Высший военный штаб Германии теперь работал исключительно на одного-единственного человека и управлялся его интуицией и его ошибками; всякое независимое инициативное долгосрочное планирование офицерами оперативного штаба ОКВ все более и более становилось бесплодным. Поэтому обращение французов с просьбой о перемирии во второй половине июня также было для нас полной неожиданностью. Притом же Гитлер внезапно покинул свою штаб-квартиру для встречи с Муссолини в Мюнхене, не оставив никаких указаний.

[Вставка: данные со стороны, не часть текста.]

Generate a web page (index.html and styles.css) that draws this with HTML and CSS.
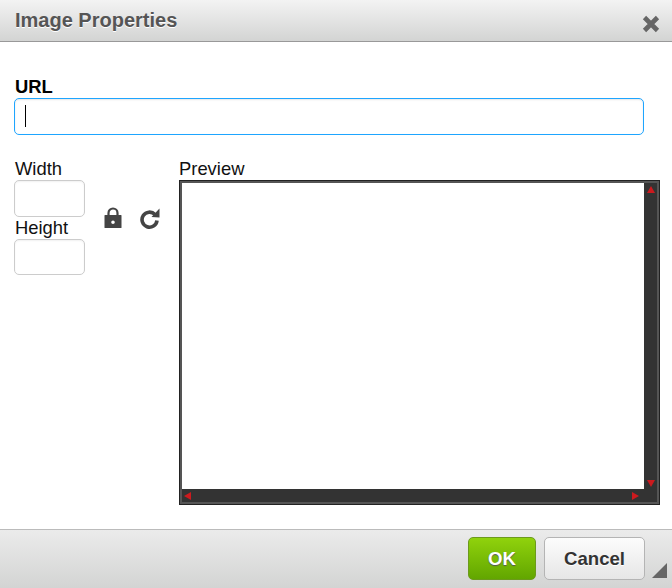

В течение последующих нескольких дней оперативный штаб со всех сторон осаждали военные и невоенные чины с предложениями, большинство которых сводилось к повторению суровых условий, продиктованных нам французами в 1918 году в Компьене. Однако Гитлер возвратился из Мюнхена совсем с другими идеями. Его первоочередной целью стало предотвратить отказ нового французского правительства от решения прекратить борьбу и не допустить, чтобы оставшиеся французские вооруженные силы продолжили войну с заморских французских территорий под руководством новых лидеров. Фюрер хотел разоружить Францию насколько возможно, но был против любых условий, особенно капитуляции военно-морского флота, которые не могли быть реализованы в тот момент; он хотел получить от Франции все, что было возможно, но не унижать ее; Гитлер намеревался пожать реальные плоды победы и удовлетворить территориальные притязания итальянцев после мирных переговоров с Англией, так же как и с Францией, которые приведут к окончанию войны.
В то время в штаб-квартире мы не только остро воспринимали все эти перипетии, принесенные перемирием. Мы были твердо убеждены в том, что конец войны не за горами. Однако вместо ее окончания ворота, ведущие к расширению второй мировой войны, распахнулись широко и безвозвратно.